Like Tom and Rich before me, narrowing down my favorite Bible verse is tricky, so instead of picking just one, I’m going to point to two that I lean on frequently. Both of the passages I have chosen are favorites as much for what they say as for when, in the overarching narrative of God’s Word, they say it. Context is important and for me, the context can be just as encouraging as the actual words. I find myself turning to two specific places when I want to be encouraged by how big and unchanging our God is and how He has prepared a place for His people. First in the Old Testament I turn specifically to Joshua.

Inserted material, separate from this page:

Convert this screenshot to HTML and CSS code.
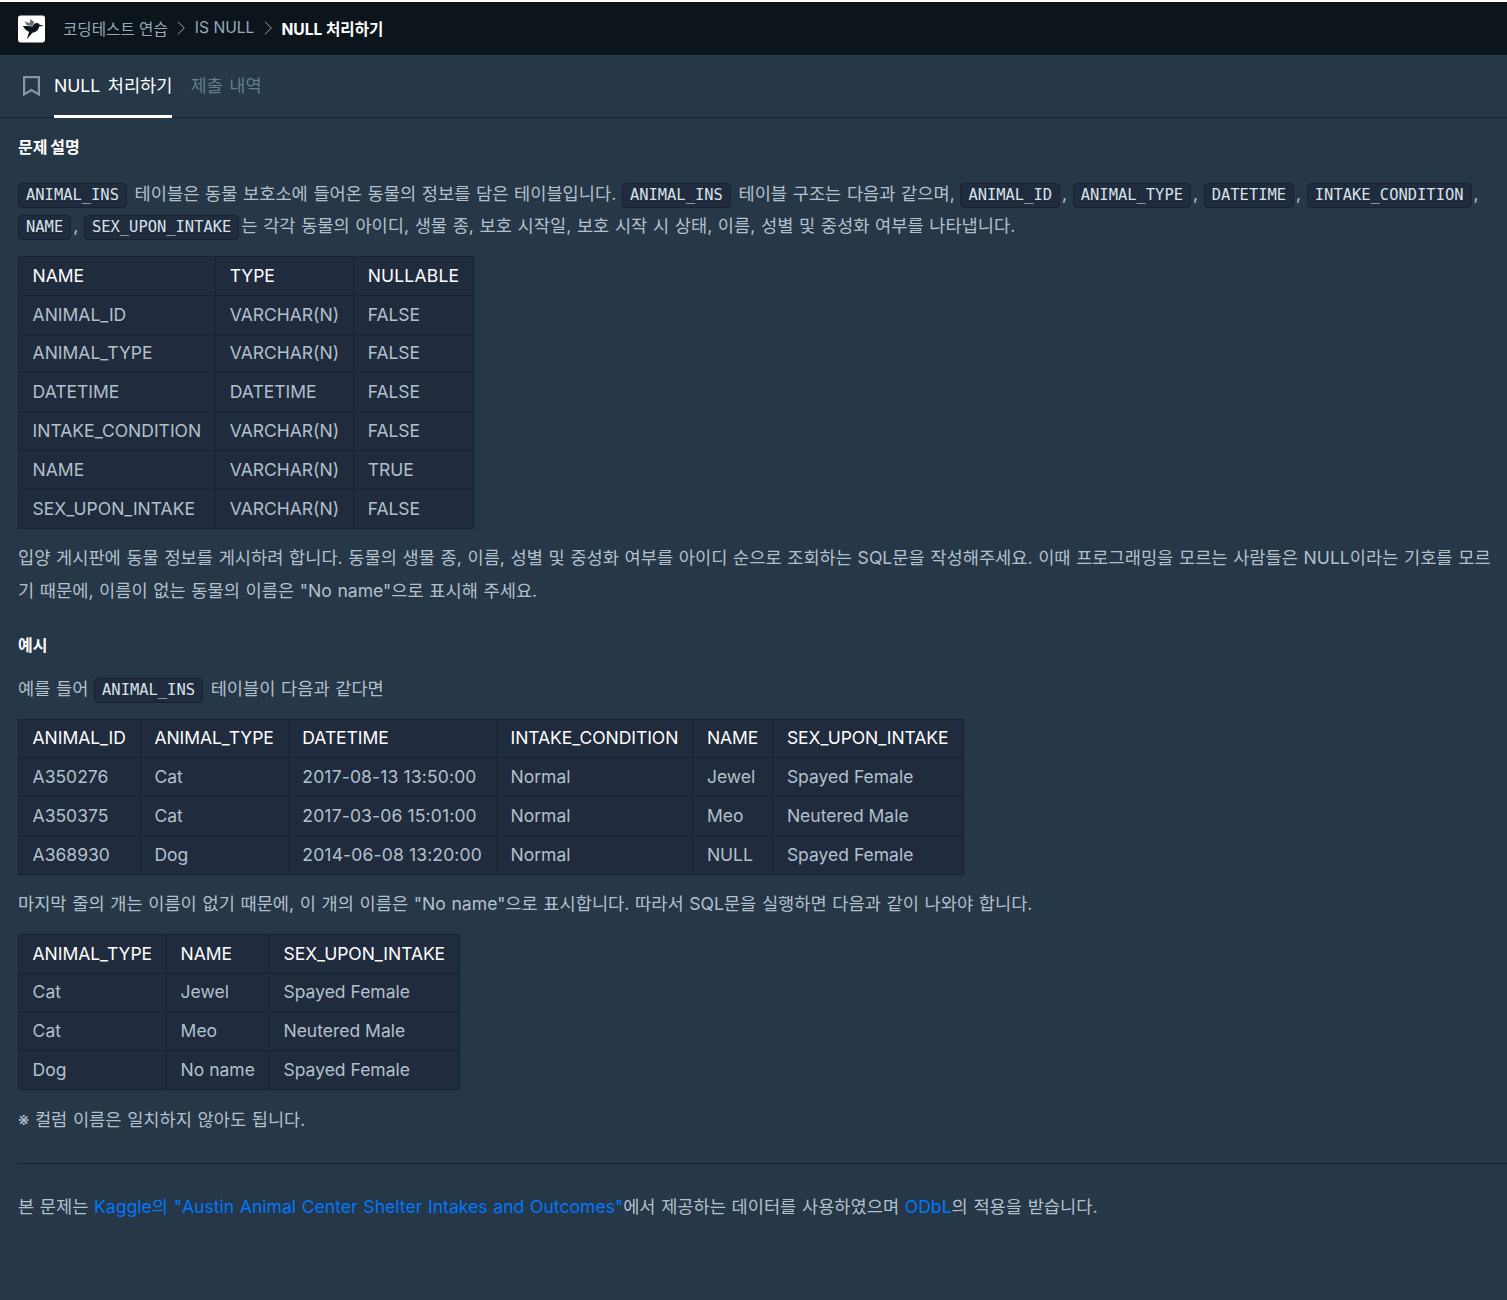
FILE: index.html
```html
<!DOCTYPE html>
<html lang="ko">
<head>
<meta charset="utf-8">
<title>NULL 처리하기</title>
<link rel="stylesheet" href="styles.css">
</head>
<body>
<header class="topbar">
  <svg class="logo" width="27" height="28" viewBox="0 0 28 28"><rect width="28" height="28" rx="2.5" fill="#fff"/><path d="M7 6 L12 8 L13 3.5 L17 7 L15 11 L9 10 Z" fill="#66727e"/><path d="M5 11 C8 11 12 11 15 11.5 C16 9 18 7.5 20 7.8 C21.5 8 22 9 22.5 9.5 L27 10.5 L22 11.5 C21.5 15 19 17.5 15 18 L9 24.5 L11.5 17 C8.5 16 6.5 13.5 5 11 Z" fill="#0c151c"/></svg>
  <nav class="crumbs">
    <span class="crumb">코딩테스트 연습</span>
    <svg class="chev" width="8" height="14" viewBox="0 0 8 14"><path d="M1 .7 L7.3 7 L1 13.3" fill="none" stroke="#98a8b9" stroke-width="1"/></svg>
    <span class="crumb">IS NULL</span>
    <svg class="chev" width="8" height="14" viewBox="0 0 8 14"><path d="M1 .7 L7.3 7 L1 13.3" fill="none" stroke="#98a8b9" stroke-width="1"/></svg>
    <span class="crumb current">NULL 처리하기</span>
  </nav>
</header>
<div class="tabs">
  <svg class="bookmark" width="17" height="20" viewBox="0 0 17 20"><path d="M1.1 1.1 H15.9 V18.4 L8.5 14 L1.1 18.4 Z" fill="none" stroke="#8297a7" stroke-width="2.2"/></svg>
  <div class="tab active">NULL 처리하기</div>
  <div class="tab">제출 내역</div>
</div>
<main class="content">
  <h5 class="heading first">문제 설명</h5>
  <p class="para lead"><code>ANIMAL_INS</code> 테이블은 동물 보호소에 들어온 동물의 정보를 담은 테이블입니다. <code>ANIMAL_INS</code> 테이블 구조는 다음과 같으며, <code>ANIMAL_ID</code>, <code>ANIMAL_TYPE</code>, <code>DATETIME</code>, <code>INTAKE_CONDITION</code>, <code>NAME</code>, <code>SEX_UPON_INTAKE</code>는 각각 동물의 아이디, 생물 종, 보호 시작일, 보호 시작 시 상태, 이름, 성별 및 중성화 여부를 나타냅니다.</p>
  <table class="tbl">
    <thead><tr><th>NAME</th><th>TYPE</th><th class="wide">NULLABLE</th></tr></thead>
    <tbody>
      <tr><td>ANIMAL_ID</td><td>VARCHAR(N)</td><td>FALSE</td></tr>
      <tr><td>ANIMAL_TYPE</td><td>VARCHAR(N)</td><td>FALSE</td></tr>
      <tr><td>DATETIME</td><td>DATETIME</td><td>FALSE</td></tr>
      <tr><td>INTAKE_CONDITION</td><td>VARCHAR(N)</td><td>FALSE</td></tr>
      <tr><td>NAME</td><td>VARCHAR(N)</td><td>TRUE</td></tr>
      <tr><td>SEX_UPON_INTAKE</td><td>VARCHAR(N)</td><td>FALSE</td></tr>
    </tbody>
  </table>
  <p class="para">입양 게시판에 동물 정보를 게시하려 합니다. 동물의 생물 종, 이름, 성별 및 중성화 여부를 아이디 순으로 조회하는 SQL문을 작성해주세요. 이때 프로그래밍을 모르는 사람들은 NULL이라는 기호를 모르기 때문에, 이름이 없는 동물의 이름은 "No name"으로 표시해 주세요.</p>
  <h5 class="heading">예시</h5>
  <p class="para lead">예를 들어 <code>ANIMAL_INS</code> 테이블이 다음과 같다면</p>
  <table class="tbl">
    <thead><tr><th>ANIMAL_ID</th><th>ANIMAL_TYPE</th><th>DATETIME</th><th>INTAKE_CONDITION</th><th>NAME</th><th>SEX_UPON_INTAKE</th></tr></thead>
    <tbody>
      <tr><td>A350276</td><td>Cat</td><td class="dt">2017-08-13 13:50:00</td><td>Normal</td><td>Jewel</td><td>Spayed Female</td></tr>
      <tr><td>A350375</td><td>Cat</td><td class="dt">2017-03-06 15:01:00</td><td>Normal</td><td>Meo</td><td>Neutered Male</td></tr>
      <tr><td>A368930</td><td>Dog</td><td class="dt">2014-06-08 13:20:00</td><td>Normal</td><td>NULL</td><td>Spayed Female</td></tr>
    </tbody>
  </table>
  <p class="para">마지막 줄의 개는 이름이 없기 때문에, 이 개의 이름은 "No name"으로 표시합니다. 따라서 SQL문을 실행하면 다음과 같이 나와야 합니다.</p>
  <table class="tbl">
    <thead><tr><th>ANIMAL_TYPE</th><th>NAME</th><th>SEX_UPON_INTAKE</th></tr></thead>
    <tbody>
      <tr><td>Cat</td><td>Jewel</td><td>Spayed Female</td></tr>
      <tr><td>Cat</td><td>Meo</td><td>Neutered Male</td></tr>
      <tr><td>Dog</td><td>No name</td><td>Spayed Female</td></tr>
    </tbody>
  </table>
  <p class="para note">※ 컬럼 이름은 일치하지 않아도 됩니다.</p>
  <hr class="rule">
  <p class="para">본 문제는 <a href="#">Kaggle의 "Austin Animal Center Shelter Intakes and Outcomes"</a>에서 제공하는 데이터를 사용하였으며 <a href="#">ODbL</a>의 적용을 받습니다.</p>
</main>
</body>
</html>
```
FILE: styles.css
```css
* { box-sizing: border-box; }
html, body { margin: 0; padding: 0; }
body {
  min-height: 1300px;
  background: #263747;
  color: #b2c0cc;
  font-family: Inter, "Noto Sans CJK KR", sans-serif;
  font-size: 17.6px;
  border-top: 2px solid #fff;
}
.topbar {
  display: flex;
  align-items: center;
  height: 53px;
  padding-left: 18px;
  background: #0c151c;
}
.logo { flex: none; }
.crumbs { display: flex; align-items: center; margin-left: 18px; padding-bottom: 2px; font-size: 15.6px; color: #98a8b9; gap: 9.5px; }
.crumb.current { color: #fff; font-weight: 700; }
.chev { flex: none; }
.tabs {
  display: flex;
  height: 63px;
  padding-left: 23px;
  border-bottom: 1px solid #172334;
}
.bookmark { flex: none; align-self: center; margin-right: 14px; }
.tab {
  display: flex;
  align-items: center;
  margin: 0 18px -1px 0;
  padding-bottom: 2px;
  color: #5f7f90;
  word-spacing: 1.5px;
  border-bottom: 3px solid transparent;
}
.tab.active { color: #fff; word-spacing: 2.5px; border-bottom-color: #fff; }
.content { padding: 0 12px 0 18px; }
.heading { margin: 26px 0 16px; color: #fff; font-size: 16px; font-weight: 700; line-height: 24px; }
.heading.first { margin: 0 0 19px; padding-top: 17px; word-spacing: -1px; }
.para { margin: 0 0 14px; line-height: 33px; word-spacing: .7px; }
.para.lead { line-height: 32px; }
.para.note { margin-top: 13px; }
code {
  display: inline-block;
  margin: -2px 2px -2px 0;
  font-family: "DejaVu Sans Mono", monospace;
  font-size: 15.45px;
  line-height: 23px;
  padding: 0 7px;
  word-spacing: 0;
  color: #d7e2eb;
  background: #202b3d;
  border: 1px solid #172334;
  border-radius: 4px;
}
.tbl { border-collapse: collapse; background: #202b3d; margin: 0 0 12px; font-size: 17.5px; }
.tbl th, .tbl td {
  border: 1px solid #172334;
  padding: 0 14px 1px 13.6px;
  height: 38.8px;
  text-align: left;
  font-weight: 400;
  white-space: nowrap;
}
.tbl th { color: #fff; letter-spacing: -.05px; }
.tbl .wide { letter-spacing: .2px; }
.tbl .dt { letter-spacing: .15px; }
.rule { border: 0; border-top: 1px solid #172334; margin: 27px -12px 26px 0; }
a { color: #0078ff; text-decoration: none; }
```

Joshua 1:6 - 9 “Be strong and courageous, for you shall cause this people to inherit the land that I swore to their fathers to give them. Only be strong and very courageous, being careful to do according to all the law that Moses, my servant commanded you. Do not turn from it to the right hand or to the left, that you may have good success wherever you go. This Book of the Law shall not depart from your mouth, but you shall meditate on it day and night, so that you may be careful to do according to all that is written in it. For then you will make your way prosperous, and then you will have good success. Have I not commanded you? Be strong and courageous. Do not be frightened, and do not be dismayed, for the Lord your God is with you wherever you go.”

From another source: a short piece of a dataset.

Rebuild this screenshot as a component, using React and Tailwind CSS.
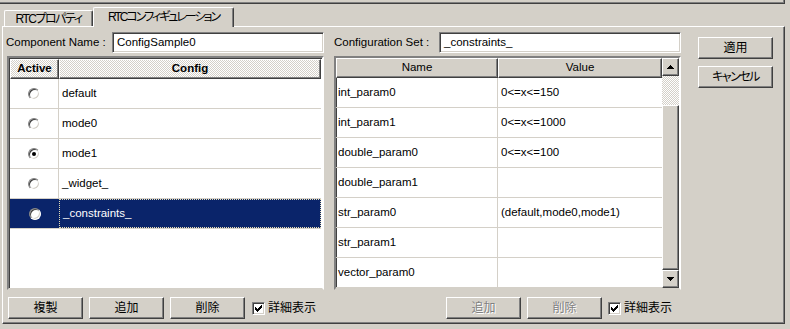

In these three verses of Joshua 1, God commands Joshua to be strong and courageous three separate times. It can be easy to imagine the specific words being spoken directly to me – and I think for years, I did just that and had a misunderstanding of the beauty and power of these words – and I tried to will myself to ‘be strong and courageous’ in my own power. I could never accomplish that on my own.
Then several years ago I was coming through a particularly difficult season in my life while reading through the Bible. In case you’ve forgotten, this passage in Joshua follows the death of Moses, the end of 40 years of wandering in the desert, and the beginning of Joshua’s time as Israel’s leader. I finished reading Deuteronomy, mired in my own desert, but feeling, like Moses, I would only have a glimpse of the promised land. Then I started reading Joshua and these words sprung from the page. God – who walked with Moses, who strengthened Moses, who Moses leaned on for strength – that same God - still had an unending well of strength for Joshua!
The strength was God Himself. He reminded Joshua to meditate on the Book of the Law day and night – the very words that remind us of God’s character and love for us. This isn’t a command to buck up and gut it out. This is encouragement to seek God first, that the path to strength and courage is through God’s very heart. Oh, what Joy! I could be ‘lost’ in a wilderness, but if I looked to Christ, and God’s Word to be my strength and refuge, I could be strong and courageous, and at the end, I will be among those that inherit heaven.
Turning to the New Testament, most of you know of my great love for the book of Hebrews, so it will come as no surprise that I have a favorite verse that is encouraging from Hebrews. (As an aside, I encourage all of you to spend substantial time with one book, to get to know it, to study it, to let it wash over you through multiple seasons of life.)
Hebrews 9:24 – 28 For Christ has entered, not into holy places made with hands, which are copies of the true things, but into heaven itself, now to appear in the presence of God on our behalf. Nor was it to offer himself repeatedly, as the high priest enters the holy places every year with blood not his own, for then he would have had to suffer repeatedly since the foundation of the world. But as it is, he appeared once for all at the end of the ages to put away sin by the sacrifice of himself. And just as it is appointed for man to die once, and after that comes judgement, so Christ, having been offered once to bear the sins of many, will appear a second time, not to deal with sin but to save those who are eagerly waiting for him.
As I said, I love the book of Hebrews and I know it well, so I could pick many passages as a ‘favorite’ but this one I come back to again and again. The author of Hebrews spends the book preaching about the Supremacy of Christ and this passage comes towards the end of the section explaining how Christ is the greater High Priest, a High Priest like no other, because Christ is King, Priest, and the greater sacrifice. This section is always encouraging to me because it reminds me that I have a High Priest in my savior, who lives even now, His work complete, and He is in heaven to intercede on my behalf. I can approach the throne of God boldly because I have a great High Priest in Christ who purchased me for his Father’s delight with His own blood. And Jesus, the great High Priest, will come again to save us and bring us into the ultimate promised land, a place of rest for the people of God, heaven itself.
Whenever I am certain I cannot continue to press on in this broken world, I turn to these two passages and I am reminded that God has had a promised land for me – since the beginning - and I have a great High Priest in Christ who has already opened the way for me.